The cut is Freeport’s second hit to its dividend in 10 years; FCX stock also saw its dividend suspended at the height of the 2008-09 financial crisis. FCX is the third company to cut its dividend in 2015; Ensco plc (NYSE:ESV) and Diamond Offshore Drilling, Inc. (NYSE:DO) are the others, and just happen to be offshore oil and gas drilling services companies.

No surprise there.

The question from here naturally is: What’s next for FCX stock?

Freeport is getting the dividend cut out of the way to put FCX in a better financial position later down the road, simple as that. Management also stated it would return more capital to shareholders when market conditions turnaround. To Freeport’s credit, it did just that after suspending its dividend in 2008, resuming a 7.5-cent dividend in 2009 before ramping it up as much as 31 cents as of the last payout.

But this also is assuming market conditions and commodity prices recover significantly.

The big issue here is that Freeport-McMoRan is a little too diversified in its operations at the wrong-by-a-lot time.
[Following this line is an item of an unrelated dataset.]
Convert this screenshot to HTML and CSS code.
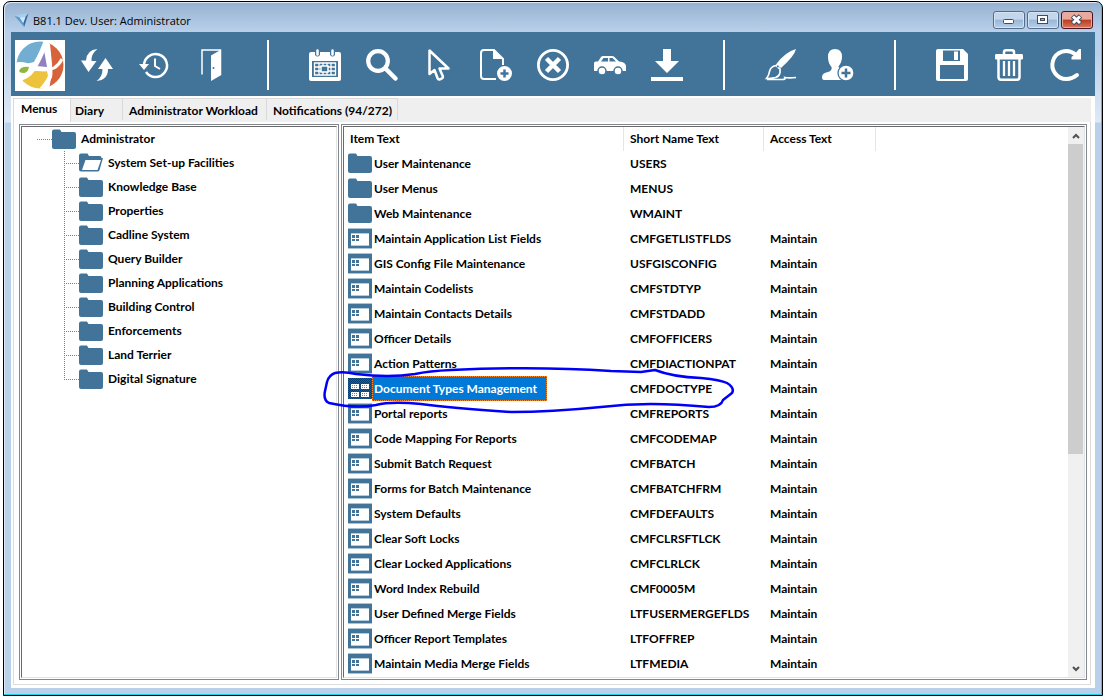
FILE: index.html
```html
<!DOCTYPE html>
<html lang="en">
<head>
<meta charset="utf-8">
<title>B81.1 Dev. User: Administrator</title>
<link rel="stylesheet" href="styles.css">
</head>
<body>
<svg class="defs" aria-hidden="true">
  <symbol id="folder" viewBox="0 0 24 21"><path fill="#42749a" d="M2 0.500h6l1.500 2.500H22q2 0 2 2V18q0 2-2 2H2q-2 0-2-2V2.500Q0 .5 2 .5z"/></symbol>
  <symbol id="folder-open" viewBox="0 0 24 21"><path fill="#42749a" d="M2 .5h6.500L10 3h11q1.500 0 1.500 2H24L20.500 17q-.5 1.500-2 1.500H2q-2 0-2-2V2.500Q0 .5 2 .5z"/><path fill="#fff" d="M6.500 7H22l-3.500 10H3z"/></symbol>
  <symbol id="form" viewBox="0 0 24 21"><path fill="#a9c3d6" d="M0 0h24v21H0z"/><path fill="#42749a" d="M0 1h24v19H0z"/><path fill="#b4cbdc" d="M3 5h18v13H3z"/><path fill="#fff" d="M3 6h18v11H3z"/><path fill="#42749a" d="M4 7h3v3H4zm4 0h3v3H8zM4 11h3v2H4zm4 0h3v2H8z"/></symbol>
  <pattern id="dither" width="2" height="2" patternUnits="userSpaceOnUse"><path fill="#1260a0" d="M0 0h2v2H0z"/><path fill="#063f76" d="M0 0h1v1H0zM1 1h1v1H1z"/></pattern>
  <symbol id="form-selected" viewBox="0 0 24 21"><path fill="url(#dither)" d="M0 0h24v21H0z"/><path fill="#fff" d="M3 6h8v5H3zm10 0h8v5h-8zM3 14h8v5H3zm10 0h8v5h-8z"/><path stroke="#3f8fd2" stroke-dasharray="1 1" d="M4 7.500h6M14 7.500h6M4 9.500h6M14 9.500h6M4 15.500h6M14 15.500h6M4 17.500h6M14 17.500h6"/></symbol>
  <clipPath id="disc"><circle cx="25" cy="25" r="23.500"/></clipPath>
</svg>

<main class="window">
  <header class="titlebar">
    <svg class="app-icon" viewBox="0 0 16 16" aria-hidden="true"><path fill="#a5d0ef" d="M0 3l16-3-3.500 4.500L6 5z"/><path fill="#5b9bd0" d="M0 3l6 2 4 6.500L11 16z"/><path fill="#2a689f" d="M16 0l-5 16-1-4.500 2.500-7z"/><path fill="#d5e8f7" d="M6 5l6.500-.5-2.500 7z"/></svg>
    <h1 class="title">B81.1 Dev. User: Administrator</h1>
    <div class="window-controls">
      <button class="control" type="button" aria-label="Minimize"><svg viewBox="0 0 30 16"><rect x="9.500" y="7.500" width="10" height="4" rx="1" fill="#fff" stroke="#454a5c"/></svg></button>
      <button class="control" type="button" aria-label="Maximize"><svg viewBox="0 0 30 16"><rect x="9.500" y="3.500" width="10" height="8" fill="#fff" stroke="#454a5c"/><rect x="12.500" y="6.500" width="4" height="2" fill="#8fb0d0" stroke="#454a5c"/></svg></button>
      <button class="control close" type="button" aria-label="Close"><svg viewBox="0 0 30 16"><path d="M10.500 4l8 7.500m0-7.500l-8 7.500" fill="none" stroke="#454a5c" stroke-width="5"/><path d="M11 4.500l7 6.500m0-6.500l-7 6.500" fill="none" stroke="#fff" stroke-width="3"/></svg></button>
    </div>
  </header>

  <div class="client">
    <div class="toolbar" role="toolbar" aria-label="Main toolbar">
      <svg class="logo" viewBox="0 0 50 51" role="img" aria-label="Logo">
        <path fill="#fff" d="M0 0h50v51H0z"/>
        <g clip-path="url(#disc)">
          <path fill="#72aed1" d="M0 0h31L19 22q-8 3-19 1z"/>
          <path fill="#8e81bd" d="M29 10l3 17-11-1q5-7 8-16z"/>
          <path fill="#d7633a" d="M34 0h16v50H34l3-18z"/>
          <path fill="#edc33d" d="M15 30q10 2 17 1l1 5-6 15H5l3-12q7-4 7-9z"/>
          <path fill="none" stroke="#fff" stroke-width="5" d="M31 2Q24 20 18 29T1 39"/>
          <path fill="none" stroke="#fff" stroke-width="4" d="M33 4l2 20q1 10 0 13-3 6-10 14"/>
          <path fill="none" stroke="#fff" stroke-width="3" d="M0 24q10-2 16 3 14 5 23 1 5-3 8-9"/>
        </g>
        <path fill="#8cb83f" d="M4 31q2-5 10-4-1 6-6 6-3 0-4-2z"/>
      </svg>
      <div class="tools">
        <button class="tool" type="button" aria-label="Swap"><svg viewBox="0 0 32 32"><path fill="#fff" d="M16.500 0Q5.500 1 5 11.500H0L7.500 23 15.500 12h-5Q10 5 16.500 0zM15.500 32Q27 31 27 20h5L24.500 9 17 20h4.500Q21.500 28 15.500 32z"/></svg></button>
        <button class="tool" type="button" aria-label="History"><svg viewBox="0 0 32 32"><g fill="none" stroke="#fff" stroke-width="2.500"><path d="M6 17A11.500 11.500 0 1 1 8 23"/><path stroke-width="2" d="M17 9.500V17l5 3"/></g><path fill="#fff" d="M1 15h10l-5 6z"/></svg></button>
        <button class="tool" type="button" aria-label="Exit"><svg viewBox="0 0 32 32"><path fill="none" stroke="#fff" stroke-width="1.500" d="M7 25.500V1h18.500v24.500H23"/><path fill="#fff" d="M25.500 1v25.500L16 32V6.500z"/><circle cx="18.500" cy="19" r="1" fill="#42749a"/></svg></button>
        <span class="separator"></span>
        <button class="tool" type="button" aria-label="Calendar"><svg viewBox="0 0 32 32"><path fill="#fff" d="M2 3h4v3q2.500 3 5 0V3h10v3q2.500 3 5 0V3h4q2 0 2 2v25q0 2-2 2H2q-2 0-2-2V5q0-2 2-2z"/><path stroke="#fff" stroke-width="2.500" stroke-linecap="round" d="M8.500 1.500v4m15-4v4"/><path fill="#42749a" d="M3 12h26v16H3z"/><path fill="none" stroke="#fff" stroke-width="1.300" d="M5.500 14h21v12h-21zM5.500 18h21m-21 4h21M10 14v12m4-12v12m4-12v12m4-12v12"/><path fill="#42749a" stroke="#fff" stroke-width="1.500" d="M12 17h7v6h-7z"/></svg></button>
        <button class="tool" type="button" aria-label="Search"><svg viewBox="0 0 32 32"><circle cx="12" cy="12" r="9.800" fill="none" stroke="#fff" stroke-width="4.200"/><path stroke="#fff" stroke-width="4.500" stroke-linecap="round" d="M19.500 19.500l10 10"/></svg></button>
        <button class="tool" type="button" aria-label="Select"><svg viewBox="0 0 32 32"><path fill="none" stroke="#fff" stroke-width="2.500" stroke-linejoin="round" d="M6.500 1.500v23.500l5-4 3 8q.6 1.800 2.500 1.300l2-1q1.300-.5.700-2.300L16.500 19.500h9z"/></svg></button>
        <button class="tool" type="button" aria-label="New document"><svg viewBox="0 0 32 32"><path fill="none" stroke="#fff" stroke-width="2" d="M16 30H4q-3 0-3-3V4q0-3 3-3h10l9 9v6"/><path fill="#fff" d="M13 0l10 10H13z"/><circle cx="24.500" cy="24.500" r="7.500" fill="#fff"/><path stroke="#42749a" stroke-width="2.500" d="M20.500 24.500h8m-4-4v8"/></svg></button>
        <button class="tool" type="button" aria-label="Cancel"><svg viewBox="0 0 32 32"><circle cx="16" cy="16" r="14.600" fill="none" stroke="#fff" stroke-width="2.800"/><path stroke="#fff" stroke-width="4.500" d="M9.500 9.500l13 13m0-13l-13 13"/></svg></button>
        <button class="tool" type="button" aria-label="Vehicle"><svg viewBox="0 0 32 32"><path fill="#fff" d="M0 14q0-1.500 2-1.500h2l3-4.500q.8-1 2-1h9q1.500 0 2.500 1l4.500 4.500q7 .5 7 5V22H0z"/><path fill="#42749a" d="M7 12.500L9.500 9h4.500v3.500zM15.500 9h3l3.500 3.500h-6.500z"/><g fill="#fff" stroke="#42749a" stroke-width="1.500"><circle cx="8" cy="22" r="4"/><circle cx="24" cy="22" r="4"/></g></svg></button>
        <button class="tool" type="button" aria-label="Download"><svg viewBox="0 0 32 32"><path fill="#fff" d="M12 0h8v12h8L16 24 4 12h8zM0 28h32v4H0z"/></svg></button>
        <span class="separator"></span>
        <button class="tool" type="button" aria-label="Brush"><svg viewBox="0 0 32 32"><path fill="#fff" d="M31 0q-1.500 7-15 19l-5-3.500Q20 3 31 0z"/><path fill="none" stroke="#fff" stroke-width="1.700" d="M11 16.500l4 3.500q1 7-4.500 8.500-5 1-9 1 2.500-3 3-7 1-5 6.500-6zM2 30.500h15q4 0 3-2 4 .8 11 0"/><circle cx="12.800" cy="17.500" r="1.100" fill="#42749a"/></svg></button>
        <button class="tool" type="button" aria-label="Add user"><svg viewBox="0 0 32 32"><path fill="#fff" d="M13 0q7 0 7 8 0 5-3.500 9.500Q17 21 23 22v9H2q-2 0-2-3 0-4 6-5 4.500-1.500 3.500-5Q6 14 6 8q0-8 7-8z"/><circle cx="24" cy="24" r="8" fill="#fff" stroke="#42749a" stroke-width="1.300"/><path stroke="#42749a" stroke-width="2.500" d="M19.500 24h9M24 19.500v9"/></svg></button>
        <span class="separator"></span>
        <button class="tool" type="button" aria-label="Save"><svg viewBox="0 0 32 32"><path fill="#fff" d="M2 0h25l5 5v25q0 2-2 2H2q-2 0-2-2V2q0-2 2-2z"/><path fill="#42749a" d="M7 1.500h17V12H7zM4 16h24v14H4z"/><path fill="#fff" d="M18 2.500h4V11h-4z"/></svg></button>
        <button class="tool" type="button" aria-label="Delete"><svg viewBox="0 0 32 32"><path fill="none" stroke="#fff" stroke-width="2.500" d="M11 6V3q0-1.700 2-1.700h6q2 0 2 1.700v3M5.500 10v18q0 2.700 2.500 2.700h16q2.500 0 2.500-2.700V10"/><path fill="#fff" d="M3 5h26q1 0 1 1.500v3q0 1-1 1H3q-1 0-1-1v-3Q2 5 3 5z"/><path stroke="#fff" stroke-width="2.300" d="M11 12v15m5-15v15m5-15v15"/></svg></button>
        <button class="tool" type="button" aria-label="Refresh"><svg viewBox="0 0 32 32"><path fill="none" stroke="#fff" stroke-width="4" stroke-linecap="round" d="M27 26Q22 30 17 30A14 14 0 1 1 25 5"/><path fill="#fff" d="M31 0v10.500H21.500V8L24 6l5-6z"/></svg></button>
      </div>
    </div>

    <div class="tabs" role="tablist">
      <button class="tab selected" type="button" role="tab" aria-selected="true">Menus</button>
      <button class="tab diary" type="button" role="tab" aria-selected="false">Diary</button>
      <button class="tab" type="button" role="tab" aria-selected="false">Administrator Workload</button>
      <button class="tab" type="button" role="tab" aria-selected="false">Notifications (94/272)</button>
    </div>

    <div class="page">
      <section class="pane tree-pane" aria-label="Menus">
        <div class="inset">
          <ul class="tree">
            <li><span class="node root"><svg><use href="#folder"/></svg>Administrator</span>
              <ul class="branch">
                <li class="node"><svg><use href="#folder-open"/></svg>System Set-up Facilities</li>
                <li class="node"><svg><use href="#folder"/></svg>Knowledge Base</li>
                <li class="node"><svg><use href="#folder"/></svg>Properties</li>
                <li class="node"><svg><use href="#folder"/></svg>Cadline System</li>
                <li class="node"><svg><use href="#folder"/></svg>Query Builder</li>
                <li class="node"><svg><use href="#folder"/></svg>Planning Applications</li>
                <li class="node"><svg><use href="#folder"/></svg>Building Control</li>
                <li class="node"><svg><use href="#folder"/></svg>Enforcements</li>
                <li class="node"><svg><use href="#folder"/></svg>Land Terrier</li>
                <li class="node"><svg><use href="#folder"/></svg>Digital Signature</li>
              </ul>
            </li>
          </ul>
        </div>
      </section>

      <section class="pane list-pane" aria-label="Items">
        <div class="inset list">
          <table class="items">
            <colgroup><col class="col-item"><col class="col-name"><col class="col-access"><col></colgroup>
            <thead><tr><th>Item Text</th><th>Short Name Text</th><th>Access Text</th><th></th></tr></thead>
            <tbody>
              <tr><td><span class="item"><svg><use href="#folder"/></svg><span class="label">User Maintenance</span></span></td><td>USERS</td><td></td><td></td></tr>
              <tr><td><span class="item"><svg><use href="#folder"/></svg><span class="label">User Menus</span></span></td><td>MENUS</td><td></td><td></td></tr>
              <tr><td><span class="item"><svg><use href="#folder"/></svg><span class="label">Web Maintenance</span></span></td><td>WMAINT</td><td></td><td></td></tr>
              <tr><td><span class="item"><svg><use href="#form"/></svg><span class="label">Maintain Application List Fields</span></span></td><td>CMFGETLISTFLDS</td><td>Maintain</td><td></td></tr>
              <tr><td><span class="item"><svg><use href="#form"/></svg><span class="label">GIS Config File Maintenance</span></span></td><td>USFGISCONFIG</td><td>Maintain</td><td></td></tr>
              <tr><td><span class="item"><svg><use href="#form"/></svg><span class="label">Maintain Codelists</span></span></td><td>CMFSTDTYP</td><td>Maintain</td><td></td></tr>
              <tr><td><span class="item"><svg><use href="#form"/></svg><span class="label">Maintain Contacts Details</span></span></td><td>CMFSTDADD</td><td>Maintain</td><td></td></tr>
              <tr><td><span class="item"><svg><use href="#form"/></svg><span class="label">Officer Details</span></span></td><td>CMFOFFICERS</td><td>Maintain</td><td></td></tr>
              <tr><td><span class="item"><svg><use href="#form"/></svg><span class="label">Action Patterns</span></span></td><td>CMFDIACTIONPAT</td><td>Maintain</td><td></td></tr>
              <tr class="current"><td><span class="item"><svg><use href="#form-selected"/></svg><span class="label">Document Types Management</span></span></td><td>CMFDOCTYPE</td><td>Maintain</td><td></td></tr>
              <tr><td><span class="item"><svg><use href="#form"/></svg><span class="label">Portal reports</span></span></td><td>CMFREPORTS</td><td>Maintain</td><td></td></tr>
              <tr><td><span class="item"><svg><use href="#form"/></svg><span class="label">Code Mapping For Reports</span></span></td><td>CMFCODEMAP</td><td>Maintain</td><td></td></tr>
              <tr><td><span class="item"><svg><use href="#form"/></svg><span class="label">Submit Batch Request</span></span></td><td>CMFBATCH</td><td>Maintain</td><td></td></tr>
              <tr><td><span class="item"><svg><use href="#form"/></svg><span class="label">Forms for Batch Maintenance</span></span></td><td>CMFBATCHFRM</td><td>Maintain</td><td></td></tr>
              <tr><td><span class="item"><svg><use href="#form"/></svg><span class="label">System Defaults</span></span></td><td>CMFDEFAULTS</td><td>Maintain</td><td></td></tr>
              <tr><td><span class="item"><svg><use href="#form"/></svg><span class="label">Clear Soft Locks</span></span></td><td>CMFCLRSFTLCK</td><td>Maintain</td><td></td></tr>
              <tr><td><span class="item"><svg><use href="#form"/></svg><span class="label">Clear Locked Applications</span></span></td><td>CMFCLRLCK</td><td>Maintain</td><td></td></tr>
              <tr><td><span class="item"><svg><use href="#form"/></svg><span class="label">Word Index Rebuild</span></span></td><td>CMF0005M</td><td>Maintain</td><td></td></tr>
              <tr><td><span class="item"><svg><use href="#form"/></svg><span class="label">User Defined Merge Fields</span></span></td><td>LTFUSERMERGEFLDS</td><td>Maintain</td><td></td></tr>
              <tr><td><span class="item"><svg><use href="#form"/></svg><span class="label">Officer Report Templates</span></span></td><td>LTFOFFREP</td><td>Maintain</td><td></td></tr>
              <tr><td><span class="item"><svg><use href="#form"/></svg><span class="label">Maintain Media Merge Fields</span></span></td><td>LTFMEDIA</td><td>Maintain</td><td></td></tr>
            </tbody>
          </table>
          <div class="scrollbar">
            <button class="scroll-step" type="button" aria-label="Scroll up"><svg viewBox="0 0 8 6"><path fill="none" stroke="#505050" stroke-width="2" d="M1 5l3-3 3 3"/></svg></button>
            <div class="track"><div class="thumb"></div></div>
            <button class="scroll-step" type="button" aria-label="Scroll down"><svg viewBox="0 0 8 6"><path fill="none" stroke="#505050" stroke-width="2" d="M1 1l3 3 3-3"/></svg></button>
          </div>
        </div>
        <svg class="highlight" viewBox="0 0 420 60" aria-hidden="true"><path d="M14 11Q22 9 35 12 68 16 94 12 108 9 130 8Q215 4 290 9L320 10 334 8Q352 15 380 16 400 18 406 21 414 26 411 31L402 38Q400 45 388 45 355 42 330 42 305 42 280 45 230 50 190 50 130 46 100 42 70 39 55 43 35 47 8 41 2 38 4 29L6 20Q8 13 14 11z"/></svg>
      </section>
    </div>
  </div>
</main>
</body>
</html>
```

FILE: styles.css
```css
* { box-sizing: border-box; }

body {
  margin: 0;
  min-height: 100vh;
  display: flex;
  background: #fff;
  color: #000;
  font: 700 12px/16px Lato, "Liberation Sans", sans-serif;
}

button {
  margin: 0;
  padding: 0;
  border: 0;
  background: none;
  color: inherit;
  font: inherit;
}

.defs { position: absolute; width: 0; height: 0; }

.window {
  flex: 1;
  min-width: 0;
  display: flex;
  flex-direction: column;
  margin: 1px 2px 0 3px;
  padding: 0 6px 7px;
  border: 1px solid #000;
  border-radius: 7px 7px 0 0;
  background: linear-gradient(#96b1d0, #b9d0ea 30px, #b9d0ea 50px, #dfe9f6 120px, #b9d0ea 121px);
  box-shadow: inset -1px -1px #1fd0e6, inset 1px 1px #dce8f5;
}

.titlebar {
  display: flex;
  align-items: center;
  height: 30px;
  padding: 6px 3px 0 4px;
}

.app-icon { width: 15px; height: 14px; }

.title {
  margin: 0 auto 0 4px;
  padding-top: 1px;
  font: 400 11px/16px "Open Sans", "Noto Sans", sans-serif;
}

.window-controls { display: flex; gap: 2px; }

.control {
  width: 32px;
  height: 18px;
  border: 1px solid #556d8c;
  border-radius: 3px;
  background: linear-gradient(#c3d6eb 45%, #98b6d6 50%, #b8d0e8);
  box-shadow: inset 0 0 0 1px #d5e4f3;
}

.control svg { display: block; width: 30px; height: 16px; }

.close {
  border-color: #4c1425;
  background: linear-gradient(#e9a99c 45%, #bc3b22 50%, #d47a5c);
  box-shadow: inset 0 0 0 1px #e7aa9f;
}

.client {
  flex: 1;
  display: flex;
  flex-direction: column;
  margin: 0 1px;
  background: #efefef;
  border: solid #fff;
  border-width: 0 4px 3px 2px;
}

.toolbar {
  display: flex;
  align-items: center;
  height: 64px;
  margin: 0 -4px 0 -2px;
  padding: 2px 4px 0;
  background: #42749a;
  overflow: hidden;
}

.logo { flex: none; width: 50px; height: 51px; margin-right: 16px; }
.tools { display: flex; align-items: center; gap: 25px; }
.tool { flex: none; width: 32px; height: 32px; }
.tool svg { display: block; width: 32px; height: 32px; overflow: visible; }

.separator {
  flex: none;
  width: 2px;
  height: 50px;
  margin: 0 15px;
  background: #fff;
}

.tabs {
  display: flex;
  align-items: flex-end;
  height: 26px;
  padding-top: 2px;
  border-top: 2px solid #fff;
}

.tab {
  height: 22px;
  margin-bottom: 2px;
  padding: 2px 8px 0 6px;
  border: 1px solid #d9d9d9;
  border-left: 0;
  border-bottom: 0;
  background: #efefef;
  text-align: left;
  white-space: nowrap;
}

.tab:last-child { padding-right: 5px; }

.selected {
  width: 58px;
  height: 24px;
  margin-bottom: 0;
  padding: 0 0 3px 7px;
  border-left: 1px solid #d9d9d9;
  background: #fff;
}

.diary { width: 52px; padding-left: 4px; }

.page {
  flex: 1;
  display: flex;
  gap: 2px;
  padding: 2px 3px 4px 5px;
  border: 1px solid #dcdcdc;
  border-top: 0;
  background: #fff;
}

.pane {
  display: flex;
  padding: 1px;
  border: 1px solid #828790;
  background: #fff;
}

.tree-pane { flex: 0 0 320px; }
.list-pane { flex: 1; min-width: 0; position: relative; }

.inset {
  flex: 1;
  min-width: 0;
  border: 1px solid #696969;
  border-right-color: #e3e3e3;
  border-bottom-color: #e3e3e3;
}

.tree, .branch { margin: 0; padding: 0; list-style: none; }

.tree { padding-left: 15px; }

.node {
  display: flex;
  align-items: center;
  gap: 5px;
  height: 24px;
  white-space: nowrap;
}

.node svg { flex: none; width: 24px; height: 21px; margin-top: 1px; }

.node::before {
  content: "";
  width: 15px;
  margin-right: -5px;
  border-top: 1px dotted #808080;
}

.branch {
  margin-left: 27px;
  background: repeating-linear-gradient(#808080 0 1px, transparent 1px 2px) no-repeat 0 0 / 1px calc(100% - 12px);
}

.list { display: flex; align-items: flex-start; }

.items {
  flex: 1;
  min-width: 0;
  table-layout: fixed;
  border-collapse: separate;
  border-spacing: 0;
  text-align: left;
}

.col-item { width: 280px; }
.col-name { width: 140px; }
.col-access { width: 112px; }

.items th, .items td {
  height: 25px;
  padding: 0 0 0 6px;
  font-weight: 700;
  white-space: nowrap;
}

.items th { height: 24px; border-right: 1px solid #e5e5e5; }
.items th:last-child { border-right: 0; }
.items td:first-child { padding-left: 4px; }

.item { display: flex; align-items: center; }
.item svg { flex: none; width: 24px; height: 21px; }
.label { height: 25px; padding: 4px 9px 4px 1px; border: 1px dotted transparent; line-height: 15px; }
.current .label { background: #0078d7; border-color: #ff8728; color: #fff; }

.scrollbar {
  align-self: stretch;
  flex: none;
  display: flex;
  flex-direction: column;
  width: 16px;
  padding-right: 1px;
  background: #f0f0f0;
}

.scroll-step { display: flex; align-items: center; justify-content: center; height: 17px; }
.scroll-step svg { width: 8px; height: 6px; }
.track { flex: 1; }
.thumb { height: 60%; background: #cdcdcd; }

.highlight {
  position: absolute;
  top: 237px;
  left: -21px;
  width: 420px;
  height: 60px;
  fill: none;
  stroke: #0000fa;
  stroke-width: 2.5;
  stroke-linejoin: round;
  pointer-events: none;
}
```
FCX gets 60% of its revenue from copper while getting 22% from oil and gas operations in the U.S. A more concentrated focus on copper actually would have served FCX well, as copper has only fallen 15% (trading between $2.45 and $3.26 per pound, currently at $2.76 per pound) vs. oil and gas, which has plummeted nearly 50%.

Bottom Line

In the investing world, we always tout the power of diversification, but occasionally in the business world, it can bite you.

Freeport’s relatively new exposure to the oil and gas industry (and thus oil prices) is what has caused FCX the most grief of late. Yes, conversely, it could lift FCX if fuel prices improve, but that could be a far-off possibility considering our current glut of oil and lack of spark for that to change.

Shareholders should pay close attention to FCX’s balance sheet and take note if the company continues selling operations. If Freeport can divest the oil and gas business, I would be more inclined to own FCX stock.